* [DESCRIPTION OF THE TASK] Pick out every line in the data below that holds "components".

* [GIVEN INFORMATION]
****************************************
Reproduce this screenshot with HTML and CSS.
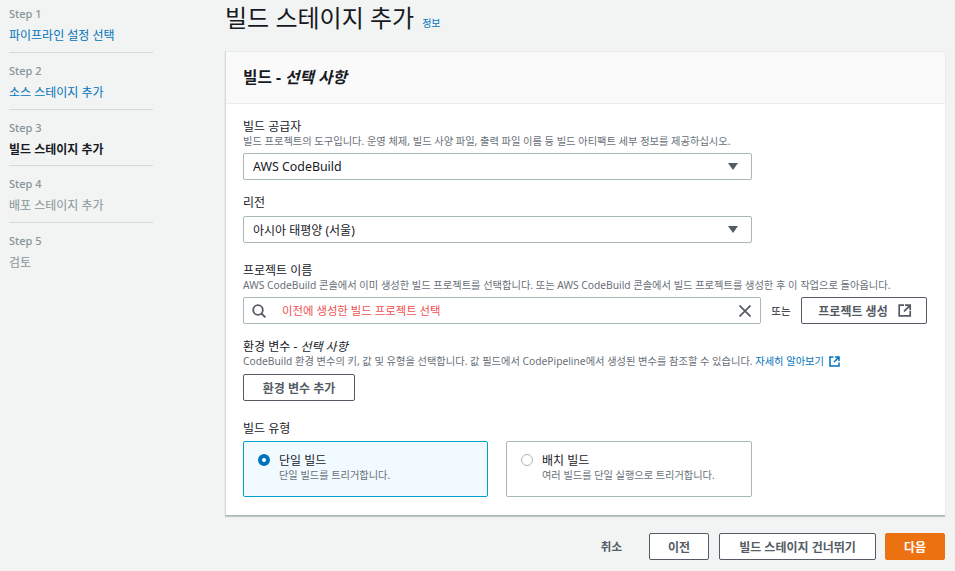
FILE: index.html
```html
<!DOCTYPE html>
<html lang="ko">
<head>
<meta charset="utf-8">
<title>빌드 스테이지 추가</title>
<link rel="stylesheet" href="styles.css">
</head>
<body>
<div class="page">
  <nav class="steps">
    <div class="step"><div class="step-no">Step 1</div><a class="step-title link">파이프라인 설정 선택</a></div>
    <div class="step"><div class="step-no">Step 2</div><a class="step-title link">소스 스테이지 추가</a></div>
    <div class="step"><div class="step-no">Step 3</div><div class="step-title current">빌드 스테이지 추가</div></div>
    <div class="step"><div class="step-no">Step 4</div><div class="step-title muted">배포 스테이지 추가</div></div>
    <div class="step last"><div class="step-no">Step 5</div><div class="step-title muted">검토</div></div>
  </nav>
  <main class="main">
    <header class="page-head">
      <h1>빌드 스테이지 추가</h1>
      <a class="info link">정보</a>
    </header>
    <section class="card">
      <div class="card-head"><h2>빌드 - <em>선택 사항</em></h2></div>
      <div class="card-body">
        <div class="field f-provider">
          <div class="label">빌드 공급자</div>
          <div class="desc">빌드 프로젝트의 도구입니다. 운영 체제, 빌드 사양 파일, 출력 파일 이름 등 빌드 아티팩트 세부 정보를 제공하십시오.</div>
          <div class="select"><span class="latin">AWS CodeBuild</span><svg class="caret" width="10" height="7" viewBox="0 0 10 7"><path d="M0 0h10L5 7z" fill="#545b64"/></svg></div>
        </div>
        <div class="field f-region">
          <div class="label">리전</div>
          <div class="select"><span>아시아 태평양 (서울)</span><svg class="caret" width="10" height="7" viewBox="0 0 10 7"><path d="M0 0h10L5 7z" fill="#545b64"/></svg></div>
        </div>
        <div class="field f-project">
          <div class="label">프로젝트 이름</div>
          <div class="desc">AWS CodeBuild 콘솔에서 이미 생성한 빌드 프로젝트를 선택합니다. 또는 AWS CodeBuild 콘솔에서 빌드 프로젝트를 생성한 후 이 작업으로 돌아옵니다.</div>
          <div class="project-row">
            <div class="search">
              <svg class="search-icon" width="14" height="14" viewBox="0 0 14 14" fill="none" stroke="#545b64" stroke-width="1.8"><circle cx="6" cy="6" r="4.8"/><path d="M9.5 9.5L13.4 13.4"/></svg>
              <span class="placeholder">이전에 생성한 빌드 프로젝트 선택</span>
              <svg class="clear-icon" width="12" height="12" viewBox="0 0 12 12" fill="none" stroke="#545b64" stroke-width="1.7"><path d="M.5.5l11 11M11.5.5l-11 11"/></svg>
            </div>
            <span class="or">또는</span>
            <button class="btn btn-create">프로젝트 생성
              <svg width="14" height="13" viewBox="0 0 14 13" fill="none" stroke="#545b64" stroke-width="1.7"><path d="M6 1.2H1.2v10.6h11V7M7 1.2h5.2v5M12 1.4L6 7.4"/></svg>
            </button>
          </div>
        </div>
        <div class="field f-env">
          <div class="label">환경 변수 - <em>선택 사항</em></div>
          <div class="desc">CodeBuild 환경 변수의 키, 값 및 유형을 선택합니다. 값 필드에서 CodePipeline에서 생성된 변수를 참조할 수 있습니다. <a class="link">자세히 알아보기</a>
            <svg class="ext" width="11" height="11" viewBox="0 0 11 11" fill="none" stroke="#0073bb" stroke-width="1.5"><path d="M4.5 1H1v9h9V6.5M6 1h4v4M10 1L5 6"/></svg>
          </div>
          <button class="btn btn-env">환경 변수 추가</button>
        </div>
        <div class="field f-type">
          <div class="label">빌드 유형</div>
          <div class="tiles">
            <div class="tile selected">
              <span class="radio on"></span>
              <div><div class="tile-title">단일 빌드</div><div class="tile-desc">단일 빌드를 트리거합니다.</div></div>
            </div>
            <div class="tile">
              <span class="radio"></span>
              <div><div class="tile-title">배치 빌드</div><div class="tile-desc">여러 빌드를 단일 실행으로 트리거합니다.</div></div>
            </div>
          </div>
        </div>
      </div>
    </section>
    <footer class="actions">
      <a class="cancel">취소</a>
      <button class="btn btn-prev">이전</button>
      <button class="btn btn-skip">빌드 스테이지 건너뛰기</button>
      <button class="btn btn-next">다음</button>
    </footer>
  </main>
</div>
</body>
</html>
```
FILE: styles.css
```css
* { box-sizing: border-box; }
html, body { margin: 0; height: 100%; overflow: hidden; }
body {
  background: #f2f3f3;
  color: #16191f;
  font-family: "Noto Sans", "Noto Sans CJK KR", sans-serif;
  font-size: 12px;
}
.page { display: flex; height: 571px; padding: 0 10px 0 9px; }
.steps { width: 144px; flex: none; margin-right: 72px; padding-top: 5px; }
.step { height: 47.75px; border-bottom: 1px solid #d5dbdb; padding-top: 1px; margin-bottom: 9px; }
.step.last { border-bottom: 0; }
.step-no { font-size: 11px; line-height: 16px; color: #879596; font-weight: 500; }
.step-title { display: block; font-size: 12px; line-height: 18px; margin-top: 5px; }
.link { color: #0073bb; }
.current { color: #16191f; font-weight: 700; }
.muted { color: #879596; }
.main { flex: 1; min-width: 0; display: flex; flex-direction: column; }
.page-head { display: flex; align-items: flex-end; height: 51px; padding: 0 0 15px 0; }
h1 { margin: 0; font-size: 24px; font-weight: 400; line-height: 36px; }
.info { font-size: 10px; line-height: 16px; margin: 0 0 5px 8px; }
.card {
  height: 465px;
  background: #fff;
  border-left: 1px solid #d5dbdb;
  border-bottom: 1px solid #aab7b8;
  border-top: 1px solid #eaeded;
  box-shadow: 0 1px 1px rgba(0, 28, 36, .2);
}
.card-head { height: 52px; background: #fafafa; border-bottom: 1px solid #eaeded; padding: 0 17px 2px; display: flex; align-items: center; }
h2 { margin: 0; font-size: 15.7px; font-weight: 700; line-height: 20px; }
.card-body { padding: 0 17px; }
.label { font-size: 12px; line-height: 14px; color: #16191f; }
.desc { font-size: 10.25px; line-height: 14px; color: #687078; white-space: nowrap; }
.select {
  width: 509px; height: 27px; margin-top: 5px;
  border: 1px solid #aab7b8; border-radius: 2px; background: #fff;
  display: flex; align-items: center; justify-content: space-between;
  padding: 0 13px 0 9px; font-size: 12px; color: #16191f;
}
.latin { font-size: 12.4px; }
.f-provider { padding-top: 16px; }
.f-region { padding-top: 16px; }
.f-region .select { margin-top: 6px; }
.f-project { padding-top: 21px; }
.project-row { display: flex; align-items: center; margin-top: 5px; }
.search {
  width: 518px; height: 27px; border: 1px solid #aab7b8; border-radius: 2px; background: #fff;
  display: flex; align-items: center; padding: 0 9px 0 8px;
}
.placeholder { color: #f04f4f; font-size: 11.4px; margin-left: 16px; flex: 1; line-height: 16px; }
.or { width: 40px; text-align: center; font-size: 10.5px; color: #16191f; }
.btn {
  font-family: inherit; background: #fff; border: 1px solid #545b64; border-radius: 2px;
  color: #545b64; font-weight: 700; font-size: 12px; height: 27px; padding: 0;
  display: inline-flex; align-items: center; justify-content: center;
}
.btn-create { width: 126px; gap: 10px; padding-left: 2px; color: #545b64; }
.f-env { padding-top: 16px; }
.f-env .label em { font-style: italic; }
.ext { vertical-align: -2px; margin-left: 2px; }
.btn-env { width: 112px; margin-top: 6px; }
.f-type { padding-top: 21px; }
.tiles { display: grid; grid-template-columns: 245px 246px; gap: 18px; margin-top: 5px; }
.tile {
  height: 56px; border: 1px solid #aab7b8; border-radius: 2px; background: #fff;
  display: flex; align-items: flex-start; padding: 11px 14px; gap: 9px;
}
.tile.selected { background: #f1faff; border-color: #00a1c9; }
.radio { width: 12px; height: 12px; margin-top: 1px; flex: none; border-radius: 50%; border: 1px solid #aab7b8; background: #fff; }
.radio.on { border: 4px solid #0073bb; }
.tile-title { font-size: 12px; line-height: 15px; color: #16191f; }
.tile-desc { font-size: 10.2px; line-height: 14px; color: #687078; }
.actions { display: flex; align-items: center; justify-content: flex-end; padding-top: 17px; }
.cancel { font-weight: 700; font-size: 11.5px; color: #545b64; margin-right: 27px; padding-bottom: 2px; }
.btn-prev { width: 60px; margin-right: 10px; }
.btn-skip { width: 157px; margin-right: 9px; }
.btn-next { width: 60px; background: #ec7211; border-color: #ec7211; color: #fff; }
```
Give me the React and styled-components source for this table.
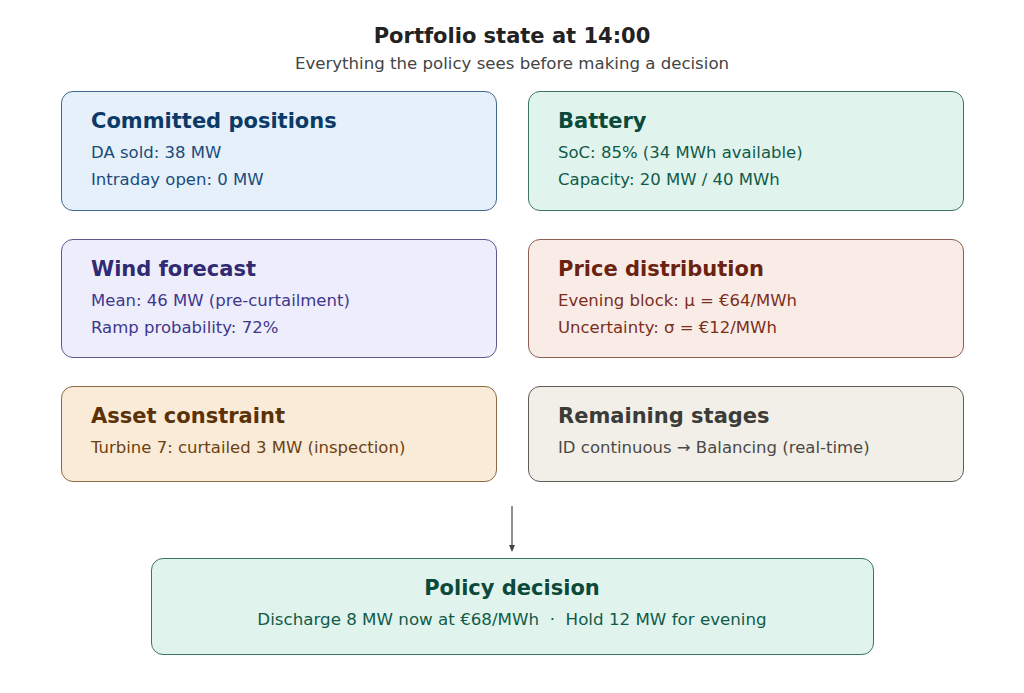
import React from "react";
import styled, { createGlobalStyle } from "styled-components";

const Global = createGlobalStyle`
  html, body { margin: 0; padding: 0; background: #ffffff; }
  body { font-family: "DejaVu Sans", "Liberation Sans", sans-serif; }
`;

const Page = styled.div`
  width: 1024px;
  height: 693px;
  display: flex;
  flex-direction: column;
  align-items: center;
  padding-top: 23px;
  box-sizing: border-box;
`;

const Title = styled.h1`
  margin: 0;
  font-size: 21px;
  line-height: 26px;
  font-weight: bold;
  color: #222222;
`;

const Subtitle = styled.p`
  margin: 5px 0 0;
  font-size: 16.6px;
  line-height: 20px;
  color: #444444;
`;

const Grid = styled.div`
  margin-top: 17px;
  margin-left: 1px;
  display: grid;
  grid-template-columns: 436px 436px;
  grid-template-rows: 120px 119px 96px;
  column-gap: 31px;
  row-gap: 28px;
`;

const Card = styled.div`
  box-sizing: border-box;
  border: 1px solid ${(p) => p.$border};
  background: ${(p) => p.$bg};
  border-radius: 12px;
  padding: 16px 29px 0;
  display: flex;
  flex-direction: column;
  align-items: ${(p) => (p.$center ? "center" : "flex-start")};
`;

const CardTitle = styled.div`
  font-size: 21px;
  line-height: 26px;
  font-weight: bold;
  color: ${(p) => p.$color};
  margin-bottom: 5px;
`;

const Line = styled.div`
  font-size: ${(p) => p.$size || "16.5px"};
  line-height: 27px;
  color: ${(p) => p.$color};
  white-space: pre;
`;

const ArrowWrap = styled.div`
  height: 76px;
  display: flex;
  justify-content: center;
  align-items: flex-start;
`;

const Decision = styled(Card)`
  width: 723px;
  height: 97px;
  padding-top: 16px;
`;

const themes = {
  blue: { bg: "#e5f0fa", border: "#3d6a93", title: "#0c3a67", text: "#1b4b7b" },
  green: { bg: "#e0f4ed", border: "#3d7565", title: "#0b4a3a", text: "#125a48" },
  purple: { bg: "#eeedfb", border: "#5d5a92", title: "#2f2a72", text: "#3d388c" },
  red: { bg: "#f9ece7", border: "#8a5e50", title: "#6c2210", text: "#7b2f1b" },
  amber: { bg: "#faebd8", border: "#8c6b3e", title: "#5a3206", text: "#6b4210" },
  gray: { bg: "#f2efe9", border: "#5e5d58", title: "#3b3b37", text: "#4a4a45" },
};

const cards = [
  { t: "blue", title: "Committed positions", lines: ["DA sold: 38 MW", "Intraday open: 0 MW"] },
  { t: "green", title: "Battery", lines: ["SoC: 85% (34 MWh available)", "Capacity: 20 MW / 40 MWh"] },
  { t: "purple", title: "Wind forecast", lines: ["Mean: 46 MW (pre-curtailment)", "Ramp probability: 72%"] },
  { t: "red", title: "Price distribution", lines: ["Evening block: μ = €64/MWh", "Uncertainty: σ = €12/MWh"] },
  { t: "amber", title: "Asset constraint", lines: ["Turbine 7: curtailed 3 MW (inspection)"] },
  { t: "gray", title: "Remaining stages", lines: ["ID continuous → Balancing (real-time)"] },
];

export default function App() {
  const g = themes.green;
  return (
    <>
      <Global />
      <Page>
        <Title>Portfolio state at 14:00</Title>
        <Subtitle>Everything the policy sees before making a decision</Subtitle>
        <Grid>
          {cards.map((c) => {
            const th = themes[c.t];
            return (
              <Card key={c.title} $bg={th.bg} $border={th.border}>
                <CardTitle $color={th.title}>{c.title}</CardTitle>
                {c.lines.map((l) => (
                  <Line key={l} $color={th.text}>{l}</Line>
                ))}
              </Card>
            );
          })}
        </Grid>
        <ArrowWrap>
          <svg width="12" height="76" viewBox="0 0 12 76">
            <line x1="6" y1="24" x2="6" y2="66" stroke="#444" strokeWidth="1.2" />
            <path d="M3 63 L6 70 L9 63 Z" fill="#444" />
          </svg>
        </ArrowWrap>
        <Decision $bg={g.bg} $border={g.border} $center>
          <CardTitle $color={g.title}>Policy decision</CardTitle>
          <Line $color={g.text} $size="16.7px">{"Discharge 8 MW now at €68/MWh  ·  Hold 12 MW for evening"}</Line>
        </Decision>
      </Page>
    </>
  );
}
****************************************
* [RESPONSE]
Give me the React and styled-components source for this table.
import styled, { createGlobalStyle } from "styled-components";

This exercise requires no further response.